This is the total energy absorbed/deposited by ionizing radiation, within a body/in the treated volume (in J = kg × Gy) [1]. It is «one way of comparing dose distributions for different-quality beams. (...) If a mass of tissue receives a uniform dose, then the integral dose is simply the product of mass and dose. However, in practice, the absorbed dose in the tissue is nonuniform so rather complex mathematical formulas are required to calculate it. For a single beam of x- or γ radiation, Mayneord formulated the following expression:
Σ=1.44 D0 A d1⁄2 (1 - e^(0.693 d/d1⁄2)) (1 + (2.88 d1⁄2)/SSD)

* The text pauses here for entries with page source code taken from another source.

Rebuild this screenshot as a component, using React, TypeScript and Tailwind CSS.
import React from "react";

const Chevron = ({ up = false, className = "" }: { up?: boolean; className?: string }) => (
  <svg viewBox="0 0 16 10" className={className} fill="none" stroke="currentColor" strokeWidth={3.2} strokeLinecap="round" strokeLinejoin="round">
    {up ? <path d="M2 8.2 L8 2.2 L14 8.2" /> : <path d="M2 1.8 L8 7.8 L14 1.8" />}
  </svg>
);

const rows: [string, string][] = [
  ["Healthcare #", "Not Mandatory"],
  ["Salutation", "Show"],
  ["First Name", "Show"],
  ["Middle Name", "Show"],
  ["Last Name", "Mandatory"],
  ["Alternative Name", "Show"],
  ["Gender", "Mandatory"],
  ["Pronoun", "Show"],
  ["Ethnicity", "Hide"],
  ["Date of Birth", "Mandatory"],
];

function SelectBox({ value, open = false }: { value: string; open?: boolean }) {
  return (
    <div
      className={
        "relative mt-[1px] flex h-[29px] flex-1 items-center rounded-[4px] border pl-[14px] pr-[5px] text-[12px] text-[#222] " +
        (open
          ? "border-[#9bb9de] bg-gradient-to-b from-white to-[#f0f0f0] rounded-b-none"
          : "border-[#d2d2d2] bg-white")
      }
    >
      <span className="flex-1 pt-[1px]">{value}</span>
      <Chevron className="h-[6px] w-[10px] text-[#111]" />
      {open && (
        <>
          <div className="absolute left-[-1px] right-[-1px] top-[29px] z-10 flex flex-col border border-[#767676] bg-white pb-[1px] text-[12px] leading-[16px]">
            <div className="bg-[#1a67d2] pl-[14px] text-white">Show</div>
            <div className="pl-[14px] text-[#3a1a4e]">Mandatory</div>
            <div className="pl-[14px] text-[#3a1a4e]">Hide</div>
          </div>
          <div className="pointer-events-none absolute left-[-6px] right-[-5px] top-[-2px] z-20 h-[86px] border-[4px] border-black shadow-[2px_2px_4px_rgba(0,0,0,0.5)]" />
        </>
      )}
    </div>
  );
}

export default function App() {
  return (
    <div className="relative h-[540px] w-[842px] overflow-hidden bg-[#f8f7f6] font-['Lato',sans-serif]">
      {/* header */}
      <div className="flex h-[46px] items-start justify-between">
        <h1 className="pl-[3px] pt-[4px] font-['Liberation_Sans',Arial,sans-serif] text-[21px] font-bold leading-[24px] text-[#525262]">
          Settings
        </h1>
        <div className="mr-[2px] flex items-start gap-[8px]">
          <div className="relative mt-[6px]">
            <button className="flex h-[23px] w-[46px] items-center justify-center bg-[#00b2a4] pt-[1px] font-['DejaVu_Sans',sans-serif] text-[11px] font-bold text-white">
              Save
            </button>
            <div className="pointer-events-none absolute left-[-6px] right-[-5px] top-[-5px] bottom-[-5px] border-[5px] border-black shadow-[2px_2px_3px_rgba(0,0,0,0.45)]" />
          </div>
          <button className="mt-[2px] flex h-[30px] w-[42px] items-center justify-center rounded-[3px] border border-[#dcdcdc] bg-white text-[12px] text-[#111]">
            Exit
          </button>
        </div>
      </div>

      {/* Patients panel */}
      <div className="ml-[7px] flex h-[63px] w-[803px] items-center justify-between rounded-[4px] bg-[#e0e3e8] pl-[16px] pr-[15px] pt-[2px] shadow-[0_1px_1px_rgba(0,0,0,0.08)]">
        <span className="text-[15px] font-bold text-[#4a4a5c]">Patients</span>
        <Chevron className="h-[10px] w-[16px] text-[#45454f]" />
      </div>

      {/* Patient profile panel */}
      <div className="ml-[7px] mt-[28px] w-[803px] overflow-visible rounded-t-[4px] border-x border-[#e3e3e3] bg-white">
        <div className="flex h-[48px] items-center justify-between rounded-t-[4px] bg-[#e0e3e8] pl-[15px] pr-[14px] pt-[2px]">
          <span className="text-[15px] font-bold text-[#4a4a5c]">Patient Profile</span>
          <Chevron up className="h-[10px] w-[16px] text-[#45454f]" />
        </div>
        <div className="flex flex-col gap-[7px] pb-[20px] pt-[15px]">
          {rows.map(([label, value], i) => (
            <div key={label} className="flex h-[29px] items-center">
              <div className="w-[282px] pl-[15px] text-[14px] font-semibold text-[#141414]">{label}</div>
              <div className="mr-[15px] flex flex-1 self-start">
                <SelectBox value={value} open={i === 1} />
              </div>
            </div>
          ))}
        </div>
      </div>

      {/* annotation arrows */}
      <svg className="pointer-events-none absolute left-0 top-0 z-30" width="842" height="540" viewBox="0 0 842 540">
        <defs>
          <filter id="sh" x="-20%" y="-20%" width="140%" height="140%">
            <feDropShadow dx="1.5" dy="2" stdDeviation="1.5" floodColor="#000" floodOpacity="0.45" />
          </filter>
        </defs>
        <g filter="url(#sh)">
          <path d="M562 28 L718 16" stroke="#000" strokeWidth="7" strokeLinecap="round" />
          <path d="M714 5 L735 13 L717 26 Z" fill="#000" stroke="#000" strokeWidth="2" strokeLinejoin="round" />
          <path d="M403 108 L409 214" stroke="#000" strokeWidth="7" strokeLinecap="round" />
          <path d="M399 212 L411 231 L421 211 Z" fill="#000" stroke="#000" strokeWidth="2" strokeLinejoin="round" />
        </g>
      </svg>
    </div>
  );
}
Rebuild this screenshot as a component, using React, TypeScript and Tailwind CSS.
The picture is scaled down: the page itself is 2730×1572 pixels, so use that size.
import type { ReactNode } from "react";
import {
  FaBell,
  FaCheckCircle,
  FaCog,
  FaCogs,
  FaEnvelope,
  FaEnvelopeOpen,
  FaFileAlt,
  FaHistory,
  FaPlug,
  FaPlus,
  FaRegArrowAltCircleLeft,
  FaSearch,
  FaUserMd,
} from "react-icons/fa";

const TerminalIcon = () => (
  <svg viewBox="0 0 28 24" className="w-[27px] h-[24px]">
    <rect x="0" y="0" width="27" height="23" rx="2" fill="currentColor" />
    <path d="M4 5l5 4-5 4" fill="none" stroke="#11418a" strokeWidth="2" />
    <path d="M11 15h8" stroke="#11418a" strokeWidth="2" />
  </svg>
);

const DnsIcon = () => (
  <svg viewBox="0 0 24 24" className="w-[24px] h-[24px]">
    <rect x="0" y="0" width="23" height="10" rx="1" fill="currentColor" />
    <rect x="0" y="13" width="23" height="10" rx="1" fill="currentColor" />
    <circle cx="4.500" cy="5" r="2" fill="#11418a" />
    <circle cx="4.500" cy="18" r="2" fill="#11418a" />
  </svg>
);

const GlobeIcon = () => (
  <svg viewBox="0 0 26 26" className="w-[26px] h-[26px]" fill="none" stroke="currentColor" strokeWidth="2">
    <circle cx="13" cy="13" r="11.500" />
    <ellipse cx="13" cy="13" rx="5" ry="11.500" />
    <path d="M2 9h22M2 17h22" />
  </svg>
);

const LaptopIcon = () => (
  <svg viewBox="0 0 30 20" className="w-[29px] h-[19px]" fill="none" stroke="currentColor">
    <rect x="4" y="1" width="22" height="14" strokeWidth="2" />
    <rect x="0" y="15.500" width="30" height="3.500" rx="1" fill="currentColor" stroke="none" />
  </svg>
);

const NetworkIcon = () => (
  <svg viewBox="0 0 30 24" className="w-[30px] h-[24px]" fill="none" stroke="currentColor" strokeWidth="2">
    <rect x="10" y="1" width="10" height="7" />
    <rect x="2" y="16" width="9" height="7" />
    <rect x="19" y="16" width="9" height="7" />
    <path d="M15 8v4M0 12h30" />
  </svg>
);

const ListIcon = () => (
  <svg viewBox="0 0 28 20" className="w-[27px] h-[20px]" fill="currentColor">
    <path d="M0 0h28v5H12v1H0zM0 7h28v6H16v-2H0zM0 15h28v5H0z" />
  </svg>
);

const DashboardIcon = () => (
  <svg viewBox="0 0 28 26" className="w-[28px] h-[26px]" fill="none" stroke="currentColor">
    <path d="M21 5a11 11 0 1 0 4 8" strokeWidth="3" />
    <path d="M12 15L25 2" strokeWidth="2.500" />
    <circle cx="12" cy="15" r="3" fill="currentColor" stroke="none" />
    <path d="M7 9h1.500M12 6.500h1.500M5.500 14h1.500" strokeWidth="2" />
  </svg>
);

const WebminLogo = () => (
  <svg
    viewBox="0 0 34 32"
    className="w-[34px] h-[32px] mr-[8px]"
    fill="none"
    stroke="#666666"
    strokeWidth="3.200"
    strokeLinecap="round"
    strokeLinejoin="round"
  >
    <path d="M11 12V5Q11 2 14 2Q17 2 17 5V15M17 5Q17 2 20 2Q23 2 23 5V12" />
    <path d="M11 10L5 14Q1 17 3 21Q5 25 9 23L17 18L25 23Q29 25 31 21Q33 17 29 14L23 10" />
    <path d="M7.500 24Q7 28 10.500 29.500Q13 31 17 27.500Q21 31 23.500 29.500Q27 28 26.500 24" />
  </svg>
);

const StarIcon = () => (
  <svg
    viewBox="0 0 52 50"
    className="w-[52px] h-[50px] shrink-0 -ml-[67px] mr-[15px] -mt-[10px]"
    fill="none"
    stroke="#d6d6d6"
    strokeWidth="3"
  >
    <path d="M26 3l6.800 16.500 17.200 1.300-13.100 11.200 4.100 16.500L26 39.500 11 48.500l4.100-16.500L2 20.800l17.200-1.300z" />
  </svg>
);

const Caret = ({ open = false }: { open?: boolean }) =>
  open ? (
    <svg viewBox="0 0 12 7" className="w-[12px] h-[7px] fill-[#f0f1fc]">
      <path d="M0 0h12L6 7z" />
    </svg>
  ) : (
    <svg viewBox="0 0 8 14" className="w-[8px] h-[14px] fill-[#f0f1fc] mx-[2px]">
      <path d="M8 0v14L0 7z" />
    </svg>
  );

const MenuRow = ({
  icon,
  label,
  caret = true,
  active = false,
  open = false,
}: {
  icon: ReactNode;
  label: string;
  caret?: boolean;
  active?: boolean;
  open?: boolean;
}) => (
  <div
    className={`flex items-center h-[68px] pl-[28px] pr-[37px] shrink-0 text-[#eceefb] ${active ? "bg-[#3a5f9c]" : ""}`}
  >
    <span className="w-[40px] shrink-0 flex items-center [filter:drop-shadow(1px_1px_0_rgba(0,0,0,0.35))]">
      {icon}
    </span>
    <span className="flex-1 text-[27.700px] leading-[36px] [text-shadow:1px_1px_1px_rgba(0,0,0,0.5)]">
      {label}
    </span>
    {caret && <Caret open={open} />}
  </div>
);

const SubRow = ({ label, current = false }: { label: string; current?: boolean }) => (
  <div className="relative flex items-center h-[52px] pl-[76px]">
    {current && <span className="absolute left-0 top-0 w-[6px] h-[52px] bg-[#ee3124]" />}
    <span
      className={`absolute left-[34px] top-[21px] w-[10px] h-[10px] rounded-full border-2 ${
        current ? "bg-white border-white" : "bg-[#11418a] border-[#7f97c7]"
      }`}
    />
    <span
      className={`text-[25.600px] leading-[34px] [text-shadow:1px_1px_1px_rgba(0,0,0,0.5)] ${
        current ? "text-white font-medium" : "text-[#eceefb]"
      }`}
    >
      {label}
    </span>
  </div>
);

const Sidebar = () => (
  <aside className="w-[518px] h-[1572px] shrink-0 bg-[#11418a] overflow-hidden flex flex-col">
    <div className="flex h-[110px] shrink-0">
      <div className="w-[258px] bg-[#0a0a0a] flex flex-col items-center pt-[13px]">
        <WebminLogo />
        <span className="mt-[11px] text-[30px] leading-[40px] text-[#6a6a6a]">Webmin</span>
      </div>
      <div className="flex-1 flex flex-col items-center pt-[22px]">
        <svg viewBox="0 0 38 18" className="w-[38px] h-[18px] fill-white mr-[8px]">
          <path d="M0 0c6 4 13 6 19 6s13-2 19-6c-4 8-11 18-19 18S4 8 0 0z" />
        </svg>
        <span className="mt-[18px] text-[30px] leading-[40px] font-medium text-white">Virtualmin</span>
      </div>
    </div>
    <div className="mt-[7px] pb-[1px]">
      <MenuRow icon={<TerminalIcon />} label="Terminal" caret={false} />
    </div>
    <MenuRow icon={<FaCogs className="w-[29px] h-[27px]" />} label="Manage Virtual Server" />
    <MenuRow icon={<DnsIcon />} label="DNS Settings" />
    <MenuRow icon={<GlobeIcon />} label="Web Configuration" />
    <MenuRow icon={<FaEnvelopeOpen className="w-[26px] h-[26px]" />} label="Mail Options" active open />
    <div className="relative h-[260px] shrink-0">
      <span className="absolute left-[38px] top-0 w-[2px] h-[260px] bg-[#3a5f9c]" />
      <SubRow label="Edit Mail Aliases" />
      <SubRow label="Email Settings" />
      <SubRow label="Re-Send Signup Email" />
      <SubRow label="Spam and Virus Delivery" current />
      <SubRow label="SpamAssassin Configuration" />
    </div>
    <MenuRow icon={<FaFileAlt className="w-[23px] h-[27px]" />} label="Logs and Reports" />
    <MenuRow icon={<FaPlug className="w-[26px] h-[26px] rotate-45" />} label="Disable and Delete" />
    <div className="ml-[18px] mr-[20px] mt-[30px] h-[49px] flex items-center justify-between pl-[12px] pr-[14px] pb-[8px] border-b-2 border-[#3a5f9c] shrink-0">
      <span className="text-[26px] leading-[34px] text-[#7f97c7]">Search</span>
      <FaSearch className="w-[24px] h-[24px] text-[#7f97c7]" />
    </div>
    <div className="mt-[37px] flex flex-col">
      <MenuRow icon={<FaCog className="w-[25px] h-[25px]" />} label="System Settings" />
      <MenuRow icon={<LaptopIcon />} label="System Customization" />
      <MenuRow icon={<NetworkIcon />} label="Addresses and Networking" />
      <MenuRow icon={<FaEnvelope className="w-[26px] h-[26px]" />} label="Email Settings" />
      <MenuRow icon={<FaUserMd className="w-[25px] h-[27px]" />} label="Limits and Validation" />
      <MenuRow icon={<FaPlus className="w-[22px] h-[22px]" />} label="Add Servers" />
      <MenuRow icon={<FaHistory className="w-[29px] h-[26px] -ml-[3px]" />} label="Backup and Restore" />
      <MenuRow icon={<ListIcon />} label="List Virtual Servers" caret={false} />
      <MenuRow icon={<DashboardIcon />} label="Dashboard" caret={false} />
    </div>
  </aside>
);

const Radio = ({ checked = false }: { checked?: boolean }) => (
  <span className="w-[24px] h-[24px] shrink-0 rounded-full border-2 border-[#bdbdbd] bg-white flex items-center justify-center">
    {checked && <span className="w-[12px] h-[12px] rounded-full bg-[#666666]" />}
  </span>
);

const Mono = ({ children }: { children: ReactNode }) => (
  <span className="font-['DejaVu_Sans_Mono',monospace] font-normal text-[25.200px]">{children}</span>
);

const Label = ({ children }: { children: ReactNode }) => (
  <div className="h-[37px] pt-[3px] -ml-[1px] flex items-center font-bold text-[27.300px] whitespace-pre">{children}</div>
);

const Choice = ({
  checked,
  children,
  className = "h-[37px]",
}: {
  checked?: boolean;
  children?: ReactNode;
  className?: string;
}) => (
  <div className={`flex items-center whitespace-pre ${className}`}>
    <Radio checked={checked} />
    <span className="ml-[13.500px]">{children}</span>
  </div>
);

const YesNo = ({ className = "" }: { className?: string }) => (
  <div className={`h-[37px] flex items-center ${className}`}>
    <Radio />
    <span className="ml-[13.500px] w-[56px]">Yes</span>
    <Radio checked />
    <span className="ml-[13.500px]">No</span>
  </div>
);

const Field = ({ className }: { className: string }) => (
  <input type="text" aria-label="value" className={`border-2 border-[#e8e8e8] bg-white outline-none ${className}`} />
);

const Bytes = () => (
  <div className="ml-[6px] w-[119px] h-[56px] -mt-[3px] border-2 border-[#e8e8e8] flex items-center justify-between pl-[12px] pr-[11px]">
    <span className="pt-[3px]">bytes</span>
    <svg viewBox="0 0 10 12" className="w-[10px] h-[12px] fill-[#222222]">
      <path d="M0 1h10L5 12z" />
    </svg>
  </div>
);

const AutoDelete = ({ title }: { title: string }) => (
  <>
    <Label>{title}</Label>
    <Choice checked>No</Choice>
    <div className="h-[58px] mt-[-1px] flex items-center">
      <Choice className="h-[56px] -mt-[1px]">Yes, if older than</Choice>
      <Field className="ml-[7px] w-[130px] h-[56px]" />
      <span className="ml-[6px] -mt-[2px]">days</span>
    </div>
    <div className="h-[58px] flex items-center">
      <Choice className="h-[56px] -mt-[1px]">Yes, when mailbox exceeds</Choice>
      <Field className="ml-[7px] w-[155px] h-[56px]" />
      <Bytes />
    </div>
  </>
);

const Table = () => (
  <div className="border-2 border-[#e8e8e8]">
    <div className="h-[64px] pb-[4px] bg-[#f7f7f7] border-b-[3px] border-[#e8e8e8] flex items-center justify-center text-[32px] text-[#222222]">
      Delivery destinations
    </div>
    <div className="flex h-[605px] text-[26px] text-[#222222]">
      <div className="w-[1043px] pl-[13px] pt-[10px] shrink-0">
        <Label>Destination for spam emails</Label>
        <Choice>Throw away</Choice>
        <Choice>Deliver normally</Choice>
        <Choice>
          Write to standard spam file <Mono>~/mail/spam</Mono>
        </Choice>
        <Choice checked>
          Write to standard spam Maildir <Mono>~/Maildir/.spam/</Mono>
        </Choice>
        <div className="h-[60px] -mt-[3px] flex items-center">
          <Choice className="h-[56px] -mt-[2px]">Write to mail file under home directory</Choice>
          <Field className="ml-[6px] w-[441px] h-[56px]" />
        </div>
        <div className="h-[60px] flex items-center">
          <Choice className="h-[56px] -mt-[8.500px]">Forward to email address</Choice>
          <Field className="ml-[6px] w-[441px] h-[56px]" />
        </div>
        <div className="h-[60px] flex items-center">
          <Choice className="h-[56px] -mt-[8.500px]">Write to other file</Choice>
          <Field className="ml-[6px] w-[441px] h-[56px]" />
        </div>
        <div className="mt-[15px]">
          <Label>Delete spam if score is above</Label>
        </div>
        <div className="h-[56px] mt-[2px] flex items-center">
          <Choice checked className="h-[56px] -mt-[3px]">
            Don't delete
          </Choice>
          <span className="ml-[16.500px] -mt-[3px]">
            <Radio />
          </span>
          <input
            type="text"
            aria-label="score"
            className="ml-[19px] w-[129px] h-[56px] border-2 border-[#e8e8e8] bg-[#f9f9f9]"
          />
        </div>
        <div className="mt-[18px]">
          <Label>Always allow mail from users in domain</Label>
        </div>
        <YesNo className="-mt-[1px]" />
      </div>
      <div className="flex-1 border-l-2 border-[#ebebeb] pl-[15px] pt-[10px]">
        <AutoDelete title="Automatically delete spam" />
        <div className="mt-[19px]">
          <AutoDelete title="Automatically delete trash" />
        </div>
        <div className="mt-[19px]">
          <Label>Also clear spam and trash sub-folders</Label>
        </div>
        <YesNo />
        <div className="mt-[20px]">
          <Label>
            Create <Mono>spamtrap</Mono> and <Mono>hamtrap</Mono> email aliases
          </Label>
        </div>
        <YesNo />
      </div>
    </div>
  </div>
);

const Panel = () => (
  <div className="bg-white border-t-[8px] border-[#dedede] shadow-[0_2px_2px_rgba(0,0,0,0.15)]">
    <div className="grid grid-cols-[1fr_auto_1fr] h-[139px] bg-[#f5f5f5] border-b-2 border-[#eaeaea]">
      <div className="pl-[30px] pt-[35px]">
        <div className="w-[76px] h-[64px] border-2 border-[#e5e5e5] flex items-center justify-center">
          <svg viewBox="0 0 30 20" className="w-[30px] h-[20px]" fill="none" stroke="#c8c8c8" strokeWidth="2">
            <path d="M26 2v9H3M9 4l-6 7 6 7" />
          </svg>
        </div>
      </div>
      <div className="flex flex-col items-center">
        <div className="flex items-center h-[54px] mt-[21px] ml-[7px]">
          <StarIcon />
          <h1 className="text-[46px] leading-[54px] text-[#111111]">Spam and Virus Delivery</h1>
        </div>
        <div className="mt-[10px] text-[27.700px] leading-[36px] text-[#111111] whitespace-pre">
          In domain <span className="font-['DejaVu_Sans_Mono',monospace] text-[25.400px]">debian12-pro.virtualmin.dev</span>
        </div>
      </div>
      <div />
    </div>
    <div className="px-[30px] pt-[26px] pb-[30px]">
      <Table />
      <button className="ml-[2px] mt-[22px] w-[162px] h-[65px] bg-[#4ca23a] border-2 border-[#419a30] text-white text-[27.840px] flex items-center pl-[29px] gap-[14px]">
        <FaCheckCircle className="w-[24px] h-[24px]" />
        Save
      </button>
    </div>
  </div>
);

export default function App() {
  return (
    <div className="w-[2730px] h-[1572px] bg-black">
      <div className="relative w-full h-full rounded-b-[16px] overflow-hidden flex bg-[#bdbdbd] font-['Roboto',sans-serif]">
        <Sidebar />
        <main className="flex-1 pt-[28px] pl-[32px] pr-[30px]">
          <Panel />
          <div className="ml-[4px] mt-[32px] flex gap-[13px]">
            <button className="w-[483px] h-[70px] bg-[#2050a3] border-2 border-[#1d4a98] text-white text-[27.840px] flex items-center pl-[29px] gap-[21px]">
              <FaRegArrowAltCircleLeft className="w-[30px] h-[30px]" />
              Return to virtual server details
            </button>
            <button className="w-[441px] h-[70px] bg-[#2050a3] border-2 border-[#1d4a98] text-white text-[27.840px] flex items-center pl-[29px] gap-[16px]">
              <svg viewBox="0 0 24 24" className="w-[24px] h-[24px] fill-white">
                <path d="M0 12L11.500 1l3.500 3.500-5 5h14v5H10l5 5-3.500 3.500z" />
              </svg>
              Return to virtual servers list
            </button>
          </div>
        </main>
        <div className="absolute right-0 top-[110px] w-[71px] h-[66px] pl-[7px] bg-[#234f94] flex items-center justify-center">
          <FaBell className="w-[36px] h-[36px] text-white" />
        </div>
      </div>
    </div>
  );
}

where ∑ is the integral dose, D0 is the peak dose along the central axis, A is the geometric area of the field, d is the total thickness of the patient in the path of the beam, d1⁄2 is the half-value depth or the depth of 50% depth dose, and SSD is the source to surface distance. The term (1 + (2.88 d1⁄2)/SSD) is a correction for the geometric divergence of the beam. Because the integral dose is basically the product of mass and dose, its unit is the kilogram-gray or simply joule (since 1 Gy = 1 J/kg). (...) It is generally believed that the probability of damage to normal tissue increases with the increase in the integral dose, (...) [2].»
Bibliographic references:
[1] Beyzadeoglu, M., Ozyigit, G. and Ebruli, C., 2010. Basic radiation oncology. 1st ed. Berlin: Springer, p.23.
[2] Khan, F. and Gibbons, J., 2016. Khan's the physics of radiation therapy. 5th ed. Philadelphia: Wolters Kluwer, p.181.